Il y a déjà cette instabilité institutionnelle que nous venons de pointer et qui désoriente les élus mais il y a également la question du manque d’ingénierie dans les territoires. Sur ce point, on peut légitimement espérer que la future agence de la cohésion des territoires répondra à ce besoin. Enfin, nos auditions ont montré qu’il serait peut-être opportun de desserrer les contraintes pesant sur les collectivités en termes de désendettement. S’il n’y a pas de problème d’accès à l’argent à proprement parlé – les taux pour les collectivités sont toujours bas - ce sont bien ces points-là (stabilité, ingénierie et contraintes en termes de désendettement) qui freinent encore la reprise de l’investissement local.

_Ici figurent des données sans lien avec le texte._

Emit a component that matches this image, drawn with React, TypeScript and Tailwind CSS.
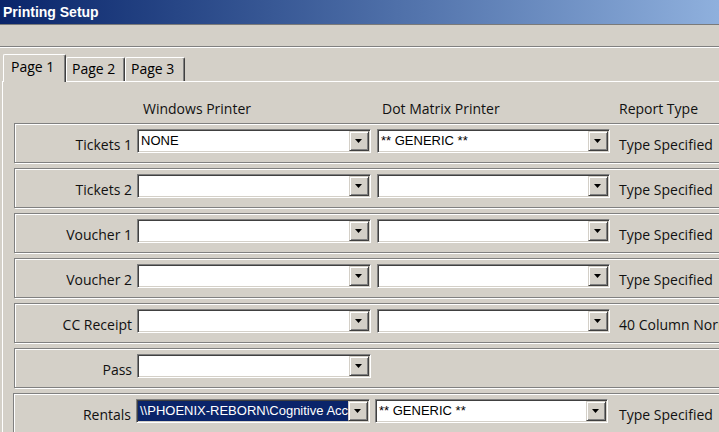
import React from "react";

function Arrow() {
  return (
    <div className="flex h-[20px] w-[20px] shrink-0 items-center justify-center border border-t-[#d4d0c8] border-l-[#d4d0c8] border-b-[#404040] border-r-[#404040] bg-[#d4d0c8] shadow-[inset_1px_1px_0_#ffffff,inset_-1px_-1px_0_#808080]">
      <svg width="8" height="5" viewBox="0 0 8 5" className="mt-px">
        <polygon points="0,0 7,0 3.5,4" fill="#000" />
      </svg>
    </div>
  );
}

function Combo({
  value,
  w,
  selected,
}: {
  value?: string;
  w: string;
  selected?: boolean;
}) {
  return (
    <div
      className={`flex h-[24px] shrink-0 border border-t-[#808080] border-l-[#808080] border-b-white border-r-white bg-white p-px shadow-[inset_1px_1px_0_#404040,inset_-1px_-1px_0_#d4d0c8] ${w}`}
    >
      <div
        className={`min-w-0 flex-1 overflow-hidden whitespace-nowrap pl-[2px] font-['Liberation_Sans',Arial,sans-serif] text-[13px] leading-[20px] ${
          selected ? "bg-[#0a246a] text-white" : "text-black"
        }`}
      >
        {value}
      </div>
      <Arrow />
    </div>
  );
}

type RowData = {
  label: string;
  win: string;
  dot?: string | null;
  type?: string;
  selected?: boolean;
};

const rows: RowData[] = [
  { label: "Tickets 1", win: "NONE", dot: "** GENERIC **", type: "Type Specified" },
  { label: "Tickets 2", win: "", dot: "", type: "Type Specified" },
  { label: "Voucher 1", win: "", dot: "", type: "Type Specified" },
  { label: "Voucher 2", win: "", dot: "", type: "Type Specified" },
  { label: "CC Receipt", win: "", dot: "", type: "40 Column Normal" },
  { label: "Pass", win: "", dot: null },
];

function Row({ r }: { r: RowData }) {
  return (
    <div className="ml-[11px] flex h-[40px] w-[740px] shrink-0 items-start border border-[#808080] shadow-[inset_1px_1px_0_#ffffff,1px_1px_0_#ffffff]">
      <div className="mt-[11px] w-[117px] shrink-0 text-right text-[14px] leading-[20px] text-[#111]">
        {r.label}
      </div>
      <div className="mt-[5px] ml-[5px]">
        <Combo value={r.win} w="w-[234px]" />
      </div>
      {r.dot !== null && r.dot !== undefined && (
        <div className="mt-[5px] ml-[6px]">
          <Combo value={r.dot} w="w-[233px]" />
        </div>
      )}
      {r.type && (
        <div className="mt-[11px] ml-[9px] whitespace-nowrap text-[14px] leading-[20px] text-[#111]">
          {r.type}
        </div>
      )}
    </div>
  );
}

export default function App() {
  return (
    <div className="h-[432px] w-[719px] overflow-hidden bg-[#d4d0c8] font-['Open_Sans',sans-serif] text-black">
      {/* title bar */}
      <div className="flex h-[24px] items-center bg-gradient-to-r from-[#0a246a] to-[#8fb0dd] pl-[3px]">
        <span className="font-['Liberation_Sans',Arial,sans-serif] text-[14px] font-bold leading-[20px] text-white">
          Printing Setup
        </span>
      </div>
      <div className="h-px bg-[#7a7a7a]" />
      <div className="h-[21px]" />
      <div className="h-px bg-[#808080]" />
      <div className="h-px bg-white" />
      <div className="h-[6px]" />

      {/* tabs */}
      <div className="flex h-[27px] items-end pl-[3px]">
        <div className="relative z-10 -mb-px h-[28px] w-[63px] rounded-t-[2px] border-t border-l border-r border-t-white border-l-white border-r-[#404040] bg-[#d4d0c8] pt-[2px] pl-[7px] text-[14px] leading-[20px] shadow-[inset_-1px_0_0_#808080]">
          Page 1
        </div>
        <div className="h-[24px] w-[59px] rounded-t-[2px] border-t border-l border-r border-t-white border-l-white border-r-[#404040] pt-[1px] pl-[5px] text-[14px] leading-[20px] shadow-[inset_-1px_0_0_#808080]">
          Page 2
        </div>
        <div className="h-[24px] w-[60px] rounded-t-[2px] border-t border-l border-r border-t-white border-l-white border-r-[#404040] pt-[1px] pl-[5px] text-[14px] leading-[20px] shadow-[inset_-1px_0_0_#808080]">
          Page 3
        </div>
      </div>

      {/* panel */}
      <div className="ml-[2px] h-[400px] border-t border-l border-white">
        <div className="flex h-[20px] pt-0 mt-[17px] text-[14px] leading-[20px] text-[#111]">
          <div className="ml-[140px] w-[239px] shrink-0">Windows Printer</div>
          <div className="w-[237px] shrink-0">Dot Matrix Printer</div>
          <div className="shrink-0 whitespace-nowrap">Report Type</div>
        </div>
        <div className="mt-[4px] flex flex-col gap-[5px]">
          {rows.map((r) => (
            <Row key={r.label} r={r} />
          ))}
          <div className="ml-[10px] flex h-[40px] w-[740px] shrink-0 items-start border border-[#808080] shadow-[inset_1px_1px_0_#ffffff,1px_1px_0_#ffffff]">
            <div className="mt-[11px] w-[117px] shrink-0 text-right text-[14px] leading-[20px] text-[#111]">
              Rentals
            </div>
            <div className="mt-[5px] ml-[5px]">
              <Combo
                value={"\\\\PHOENIX-REBORN\\Cognitive Accounting Printer"}
                w="w-[234px]"
                selected
              />
            </div>
            <div className="mt-[5px] ml-[5px]">
              <Combo value="** GENERIC **" w="w-[233px]" />
            </div>
            <div className="mt-[11px] ml-[11px] whitespace-nowrap text-[14px] leading-[20px] text-[#111]">
              Type Specified
            </div>
          </div>
        </div>
      </div>
    </div>
  );
}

Il faut bien comprendre que les collectivités portent 70% de l’investissement public civil en France, c’est considérable. Et l’investissement public local, cela signifie plus de services publics ; ce qui veut dire qu’il faut investir partout pour une question de cohésion des territoires. Par ailleurs, l’investissement public local, c’est aussi de l’activité économique dans les territoires. C’est donc un enjeu majeur, et crucial aujourd’hui.